In the presence of low-cost competition airlines, traditional, large airlines tend to alter their debt structure. This effect, according to Parise, is pronounced in the case of legacy airlines forced to defend their strategically important routes from new entrants. Per Parise, “…the main findings suggest that airlines respond to entry threats trading off financial flexibility for lower rollover risk.”
More specifically, Parise found that “…a one standard deviation increase in the threat of entry triggers an increase of 4.5 percentage points in the proportion of long-term debt held by incumbent airlines (a 7.4% increase relative to the baseline of 60%). This effect is particularly strong for airlines whose debt is rated as “speculative” and that are financially constrained, i.e., airlines that have in general a more difficult access to credit.”

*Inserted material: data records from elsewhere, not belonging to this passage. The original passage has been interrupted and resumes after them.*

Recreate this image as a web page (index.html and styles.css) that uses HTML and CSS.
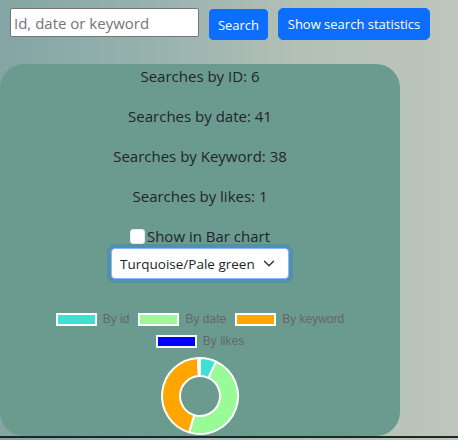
FILE: index.html
```html
<!DOCTYPE html>
<html lang="en">
<head>
<meta charset="utf-8">
<title>Search statistics</title>
<link rel="stylesheet" href="styles.css">
</head>
<body>
<div class="page">
  <form class="toolbar">
    <input class="search-input" type="text" placeholder="Id, date or keyword">
    <button type="button" class="btn btn-search">Search</button>
    <button type="button" class="btn btn-stats">Show search statistics</button>
  </form>
  <section class="panel">
    <p class="stat">Searches by ID: 6</p>
    <p class="stat">Searches by date: 41</p>
    <p class="stat">Searches by Keyword: 38</p>
    <p class="stat">Searches by likes: 1</p>
    <label class="check-row"><input type="checkbox" class="check">Show in Bar chart</label>
    <div class="select-row">
      <div class="select-wrap">
        <select class="palette">
          <option>Turquoise/Pale green/Orange/Blue</option>
        </select>
        <svg class="chevron" width="12" height="9" viewBox="0 0 16 12" aria-hidden="true"><path d="M2 3l6 6 6-6" fill="none" stroke="#343a40" stroke-width="2" stroke-linecap="round" stroke-linejoin="round"/></svg>
      </div>
    </div>
    <div class="legend">
      <div class="legend-row">
        <span class="legend-item"><span class="swatch sw-id"></span>By id</span>
        <span class="legend-item"><span class="swatch sw-date"></span>By date</span>
        <span class="legend-item"><span class="swatch sw-keyword"></span>By keyword</span>
      </div>
      <div class="legend-row">
        <span class="legend-item"><span class="swatch sw-likes"></span>By likes</span>
      </div>
    </div>
    <div class="chart">
      <svg width="82" height="82" viewBox="0 0 82 82" aria-label="Doughnut chart">
        <g stroke="#fff" stroke-width="2" stroke-linejoin="round">
          <path fill="#40e0d0" d="M41 3A38 38 0 0 1 57.13 6.59L49.49 22.89A20 20 0 0 0 41 21Z"/>
          <path fill="#98fb98" d="M57.13 6.59A38 38 0 0 1 30.05 77.39L35.24 60.15A20 20 0 0 0 49.49 22.89Z"/>
          <path fill="#ffa500" d="M30.05 77.39A38 38 0 0 1 38.92 3.06L39.9 21.03A20 20 0 0 0 35.24 60.15Z"/>
          <path fill="#0000ff" d="M38.92 3.06A38 38 0 0 1 41 3L41 21A20 20 0 0 0 39.9 21.03Z"/>
        </g>
      </svg>
    </div>
  </section>
  <div class="rule"></div>
</div>
</body>
</html>
```
FILE: styles.css
```css
html, body {
  margin: 0;
  padding: 0;
}
body {
  width: 458px;
  height: 440px;
  overflow: hidden;
  background: linear-gradient(90deg, #84a5a4 0%, #98b3ae 35%, #b2c0b6 65%, #bfc6bb 100%);
  font-family: "Open Sans", "Noto Sans", sans-serif;
  color: #212529;
}
.page {
  display: flex;
  flex-direction: column;
}
.toolbar {
  display: flex;
  align-items: flex-start;
  height: 64px;
  box-sizing: border-box;
  padding: 8px 0 0 10px;
  margin: 0;
}
.search-input {
  width: 189px;
  height: 29px;
  box-sizing: border-box;
  border: 1px solid #767676;
  border-radius: 2px;
  padding: 0 3px;
  font-family: "Open Sans", sans-serif;
  font-size: 15px;
  color: #212529;
  background: #fff;
  outline: none;
}
.search-input::placeholder {
  color: #757575;
}
.btn {
  border: 1px solid #0d6efd;
  background: #0d6efd;
  color: #fff;
  font-family: "Open Sans", sans-serif;
  font-size: 13px;
  border-radius: 4px;
  box-sizing: border-box;
  padding: 0;
  cursor: pointer;
}
.btn-search {
  width: 59px;
  height: 31px;
  margin: 1px 0 0 10px;
}
.btn-stats {
  width: 152px;
  height: 32px;
  margin-left: 10px;
  border-radius: 5px;
}
.panel {
  width: 400px;
  height: 372px;
  box-sizing: border-box;
  background: #6b9b8f;
  border-radius: 24px;
  text-align: center;
  overflow: hidden;
  display: flex;
  flex-direction: column;
  align-items: center;
}
.stat {
  margin: 0 0 16px;
  font-size: 15px;
  line-height: 24px;
}
.check-row {
  display: flex;
  align-items: center;
  height: 24px;
  font-size: 15px;
  line-height: 24px;
}
.check {
  appearance: none;
  -webkit-appearance: none;
  width: 15px;
  height: 15px;
  margin: 1px 2px 0 0;
  background: #fff;
  border: 1px solid #e6ecea;
  border-radius: 3px;
}
.select-row {
  display: flex;
  justify-content: center;
}
.select-wrap {
  position: relative;
  width: 178px;
  height: 31px;
}
.palette {
  appearance: none;
  -webkit-appearance: none;
  width: 178px;
  height: 31px;
  box-sizing: border-box;
  padding: 0 33px 0 8px;
  border: 1px solid #86b7fe;
  border-radius: 4px;
  background: #fff;
  box-shadow: 0 0 0 4px rgba(13, 110, 253, 0.25);
  font-family: "Open Sans", sans-serif;
  font-size: 13.5px;
  color: #212529;
  outline: none;
}
.chevron {
  position: absolute;
  right: 14px;
  top: 11px;
  pointer-events: none;
}
.legend {
  margin-top: 29px;
  display: flex;
  flex-direction: column;
  align-items: center;
  font-family: "Liberation Sans", Arial, sans-serif;
  font-size: 12px;
  color: #666;
}
.legend-row {
  display: flex;
  justify-content: center;
  align-items: center;
  height: 22px;
  gap: 9px;
}
.legend-item {
  display: flex;
  align-items: center;
  gap: 6px;
}
.swatch {
  display: block;
  width: 37px;
  height: 9px;
  border: 2px solid #fff;
}
.sw-id { background: #40e0d0; }
.sw-date { background: #98fb98; }
.sw-keyword { background: #ffa500; }
.sw-likes { background: #0000ff; }
.chart {
  margin-top: 3px;
  display: flex;
  justify-content: center;
}
.chart svg {
  display: block;
}
.rule {
  height: 2px;
  background: #1f2726;
}
```
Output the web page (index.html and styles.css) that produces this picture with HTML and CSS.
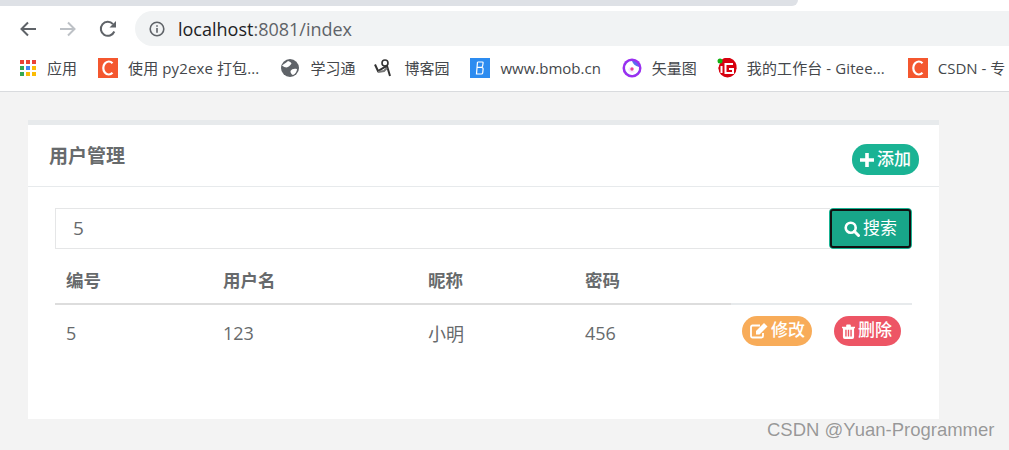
FILE: index.html
```html
<!DOCTYPE html>
<html lang="zh">
<head>
<meta charset="utf-8">
<title>用户管理</title>
<link rel="stylesheet" href="styles.css">
</head>
<body>
<div class="tabstrip"><div class="tab"></div></div>
<div class="toolbar">
  <svg class="nav" viewBox="0 0 20 20"><path d="M18 10H4M10 3.500 3.500 10l6.500 6.500" fill="none" stroke="#5f6368" stroke-width="2"/></svg>
  <svg class="nav" viewBox="0 0 20 20"><path d="M2 10h14M10 3.500l6.500 6.500-6.500 6.500" fill="none" stroke="#bdc1c6" stroke-width="2"/></svg>
  <svg class="nav" viewBox="0 0 20 20"><path d="M16.300 12.500A7 7 0 1 1 15 5.100" fill="none" stroke="#5f6368" stroke-width="2"/><path d="M11.500 8.500H18V2z" fill="#5f6368"/></svg>
  <div class="address">
    <svg class="info" viewBox="0 0 16 16"><circle cx="8" cy="8" r="6.800" fill="none" stroke="#5f6368" stroke-width="1.600"/><path d="M7.200 7h1.600v4.800H7.200zM7.200 4.200h1.600v1.600H7.200z" fill="#5f6368"/></svg>
    <span class="host">localhost</span><span class="path">:8081/index</span>
  </div>
</div>
<div class="bookmarks">
  <div class="mark"><svg class="ico" viewBox="0 0 16 16"><g><rect x="0" y="0" width="4" height="4" fill="#ea4335"/><rect x="6" y="0" width="4" height="4" fill="#ea4335"/><rect x="12" y="0" width="4" height="4" fill="#ea4335"/><rect x="0" y="6" width="4" height="4" fill="#34a853"/><rect x="6" y="6" width="4" height="4" fill="#4285f4"/><rect x="12" y="6" width="4" height="4" fill="#fbbc05"/><rect x="0" y="12" width="4" height="4" fill="#34a853"/><rect x="6" y="12" width="4" height="4" fill="#fbbc05"/><rect x="12" y="12" width="4" height="4" fill="#fbbc05"/></g></svg><span>应用</span></div>
  <div class="mark mark-py"><svg class="ico ico-lg" viewBox="0 0 20 20"><rect width="20" height="20" fill="#f4572f"/><path d="M14.500 5.200A5.500 6.500 0 1 0 14.500 14.800" fill="none" stroke="#fff" stroke-width="2.200"/></svg><span>使用 py2exe 打包...</span></div>
  <div class="mark mark-globe"><svg class="ico ico-lg" viewBox="0 0 20 20"><circle cx="10" cy="10" r="9" fill="#5f6368"/><path d="M2 7.500c3-2.500 4.500-3 6-4.500 2 .5 2.500 1 3.500 2.500C10 8 8.500 9 6.500 9.500 5 9.500 3.500 8.500 2 7.500zM10.500 13c1.500-2 3-2.500 6.500-2 0 2.500-1.500 5-4 6-1.500-.5-2.500-2-2.500-4z" fill="#fff"/></svg><span>学习通</span></div>
  <div class="mark"><svg class="ico ico-lg" viewBox="0 0 20 20"><circle cx="11" cy="5" r="3" fill="none" stroke="#333" stroke-width="1.600"/><path d="M1 6.500 4 13l7-4 2-1 3 10" fill="none" stroke="#333" stroke-width="2"/><path d="M4 14l6-1 3-3" fill="none" stroke="#777" stroke-width="2"/></svg><span>博客园</span></div>
  <div class="mark"><svg class="ico ico-lg" viewBox="0 0 20 20"><rect width="20" height="20" fill="#2d8cf0"/><path d="M7.500 4h4.700q1 0 .9 1l-.5 3q-.2 1.300-1.300 1.300H7.200M7.500 4 6.500 16h4.800q1.200 0 1.400-1.200l.4-3.500q.1-2-1.600-2" fill="none" stroke="#fff" stroke-width="1.200"/></svg><span>www.bmob.cn</span></div>
  <div class="mark mark-vec"><svg class="ico ico-lg" viewBox="0 0 20 20"><circle cx="10" cy="10" r="9.500" fill="#9a2ff0"/><circle cx="10" cy="10" r="7" fill="#5a6cf0"/><path d="M10 3c1 3 3 5 7 6a7 7 0 1 1-7-6z" fill="#fff"/><path d="M6 11.500a4 4 0 0 0 7 1.500 5 5 0 0 1-5-4.500z" fill="#f6e6ff"/><circle cx="10" cy="11" r="1.700" fill="#e84393"/></svg><span>矢量图</span></div>
  <div class="mark mark-gitee"><svg class="ico ico-lg" viewBox="0 0 20 20"><path d="M5 1.500A9 9 0 1 1 1.500 9.500" fill="#d7000f"/><circle cx="10.500" cy="10.500" r="9" fill="#d7000f"/><path d="M4.500 8v7M16 6H8.500v9H16v-4h-4" fill="none" stroke="#fff" stroke-width="2"/><circle cx="3" cy="3" r="2.500" fill="#13b013"/></svg><span>我的工作台 - Gitee...</span></div>
  <div class="mark"><svg class="ico ico-lg" viewBox="0 0 20 20"><rect width="20" height="20" fill="#f4572f"/><path d="M14.500 5.200A5.500 6.500 0 1 0 14.500 14.800" fill="none" stroke="#fff" stroke-width="2.200"/></svg><span>CSDN - 专</span></div>
</div>
<main class="page">
  <section class="card">
    <header class="card-head">
      <h2 class="title">用户管理</h2>
      <a class="pill pill-add"><svg class="fa fa-plus" viewBox="0 0 14 14"><path d="M5.200 0h3.600v5.200H14v3.600H8.800V14H5.200V8.800H0V5.200h5.200z"/></svg><span class="pill-text">添加</span></a>
    </header>
    <div class="card-body">
      <form class="search">
        <input class="search-input" type="text" value="5">
        <button class="search-btn" type="button"><svg class="fa fa-search" viewBox="0 0 16 16"><circle cx="6.700" cy="6.700" r="5" fill="none" stroke="#fff" stroke-width="2.600"/><path d="M10.300 10.300 14.500 14.500" stroke="#fff" stroke-width="3" stroke-linecap="round"/></svg><span class="pill-text">搜索</span></button>
      </form>
      <table class="users">
        <thead>
          <tr><th class="c1">编号</th><th class="c2">用户名</th><th class="c3">昵称</th><th class="c4">密码</th><th class="c5"></th></tr>
        </thead>
        <tbody>
          <tr>
            <td>5</td><td>123</td><td>小明</td><td>456</td>
            <td class="actions">
              <a class="pill pill-edit"><svg class="fa fa-edit" viewBox="0 0 18 16"><path d="M13 10v3a1.500 1.500 0 0 1-1.500 1.500h-9A1.500 1.500 0 0 1 1 13V4a1.500 1.500 0 0 1 1.500-1.500H10" fill="none" stroke="#fff" stroke-width="1.800"/><path d="M6 8 14 0l3.500 3.500-8 8H6z" fill="#fff"/></svg><span class="pill-text">修改</span></a>
              <a class="pill pill-del"><svg class="fa fa-trash" viewBox="0 0 14 16"><path d="M4.500 3V1.500A1 1 0 0 1 5.500.5h3a1 1 0 0 1 1 1V3H14v1.500h-1V14a2 2 0 0 1-2 2H3a2 2 0 0 1-2-2V4.500H0V3zM3.500 6v7.500h1.500V6zM6.250 6v7.500h1.500V6zM9 6v7.500h1.500V6z" fill="#fff" fill-rule="evenodd"/></svg><span class="pill-text">删除</span></a>
            </td>
          </tr>
        </tbody>
      </table>
    </div>
  </section>
</main>
<div class="watermark">CSDN @Yuan-Programmer</div>
</body>
</html>
```
FILE: styles.css
```css
* { box-sizing: border-box; }
html, body { margin: 0; height: 450px; overflow: hidden; }
body {
  position: relative;
  background: #f3f3f3;
  font-family: "Open Sans", "Noto Sans CJK SC", sans-serif;
  color: #676a6c;
}
.tabstrip { height: 11px; background: #fff; }
.tab {
  width: 798px; height: 6px;
  background: #dee1e6;
  border-bottom-right-radius: 8px;
}
.toolbar {
  height: 35px;
  background: #fff;
  display: flex;
  align-items: center;
  padding-left: 18px;
}
.nav { width: 20px; height: 20px; margin-right: 20px; flex: none; }
.nav:nth-child(3) { margin-right: 17px; }
.address {
  flex: 1;
  height: 35px;
  background: #f1f3f4;
  border-radius: 18px 0 0 18px;
  display: flex;
  align-items: center;
  padding-left: 14px;
  font-size: 18px;
}
.info { width: 16px; height: 16px; margin-right: 13px; }
.host { color: #202124; }
.path { color: #5f6368; }
.bookmarks {
  height: 46px;
  background: #fff;
  border-bottom: 1px solid #d9dbde;
  display: flex;
  align-items: center;
  padding: 0 0 2px 20px;
  white-space: nowrap;
  overflow: hidden;
  font-size: 15px;
  color: #44474b;
}
.mark { display: flex; align-items: center; flex: none; margin-right: 21px; }
.mark-py span { letter-spacing: 0.12px; }
.mark-globe { margin-right: 19px; }
.mark-vec { margin-right: 20px; }
.mark-gitee { margin-right: 23px; }
.mark-gitee span { letter-spacing: 0.1px; }
.ico { width: 16px; height: 16px; margin-right: 11px; flex: none; }
.ico-lg { width: 20px; height: 20px; margin-right: 10px; }
.page { padding: 28px 70px 0 28px; }
.card {
  height: 299px;
  background: #fff;
  border-top: 5px solid #e7eaec;
}
.card-head {
  height: 62px;
  border-bottom: 1px solid #e7eaec;
  display: flex;
  justify-content: space-between;
  padding: 19px 20px 0 21px;
}
.title { margin: 0; font-size: 19px; line-height: 24px; font-weight: 700; color: #676a6c; }
.pill {
  display: inline-flex;
  align-items: center;
  height: 30px;
  border-radius: 15px;
  color: #fff;
  font-size: 17px;
  font-weight: 500;
}
.pill-text { line-height: 22px; padding-bottom: 2px; }
.pill-add { background: #1ab394; padding: 0 8px; width: 67px; height: 31px; }
.fa { flex: none; fill: #fff; }
.fa-plus { width: 14px; height: 14px; margin-right: 3px; }
.card-body { padding: 21px 27px 0; }
.search { display: flex; height: 41px; margin: 0; }
.search-input {
  flex: 1;
  min-width: 0;
  border: 1px solid #e5e6e7;
  border-right: 0;
  padding: 0 17px 1px;
  font: 19px "Open Sans", sans-serif;
  color: #676a6c;
  outline: none;
}
.search-btn {
  width: 83px;
  margin-left: -1px;
  background: #18a689;
  border: 1px solid #1ab394;
  border-radius: 4px;
  outline: 2px solid #111;
  outline-offset: -3px;
  color: #fff;
  font: 17px "Open Sans", "Noto Sans CJK SC", sans-serif;
  display: flex;
  align-items: center;
  justify-content: center;
  padding: 0;
}
.fa-search { width: 16px; height: 16px; margin-right: 3px; }
.users {
  width: 857px;
  border-collapse: collapse;
  table-layout: fixed;
  font-size: 18px;
}
.users th {
  height: 55px;
  padding: 6px 11px 0;
  text-align: left;
  font-size: 17.500px;
  font-weight: 700;
  border-bottom: 2px solid #dddddd;
}
.users th.c5 { border-bottom-color: #e7eaec; }
.c1, .c3, .c4 { width: 157px; }
.c2 { width: 205px; }
.c5 { width: 181px; }
.users td { height: 58px; padding: 0 11px 2px; vertical-align: middle; }
.users td.actions { padding-bottom: 5px; white-space: nowrap; font-size: 0; }
.pill-edit { background: #f8ac59; width: 70px; padding-left: 8px; margin-right: 22px; }
.pill-del { background: #ed5565; width: 67px; padding-left: 8px; }
.fa-edit { width: 18px; height: 16px; margin-right: 3px; }
.fa-trash { width: 13px; height: 15px; margin-right: 3px; }
.watermark {
  position: absolute;
  left: 767px;
  top: 419px;
  font-family: "Liberation Sans", sans-serif;
  font-size: 18.500px;
  color: rgba(90, 90, 90, 0.6);
  white-space: nowrap;
}
```
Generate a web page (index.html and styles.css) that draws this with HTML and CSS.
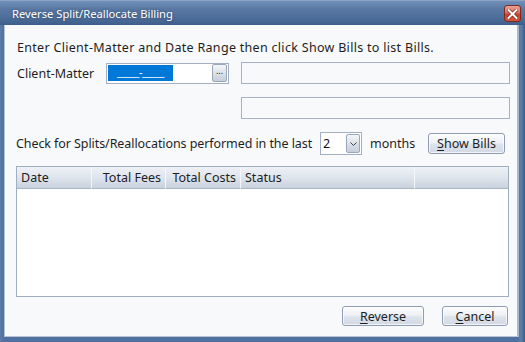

On the other hand, “the threat of entry has no significant effect on the leverage ratio.”
Overall, “threatened airlines issue debt instruments with longer maturity and with covenants” and that debt issuance aiming to increase maturity comes via intermediated lending (loans) rather than via bond markets (direct market).
“The results are consistent with models in which firms set their optimal debt structure in the presence of costly rollover failure As Parise notes, “Longer debt maturity allows firms to reduce
rollover (or liquidity) risk, i.e., the risk that lenders are unwilling to refinance when bad news
arrives. Rollover risk enhances credit risk…, magnifies the debt overhang problem…, weakens investment,… and exposes the firm to costly debt restructuring…”
A very interesting study showing dynamic and complex interactions between capital structure of the firm and exogenous pressures from competitive environments, in the presence of systemic roll-over risks in the financial system.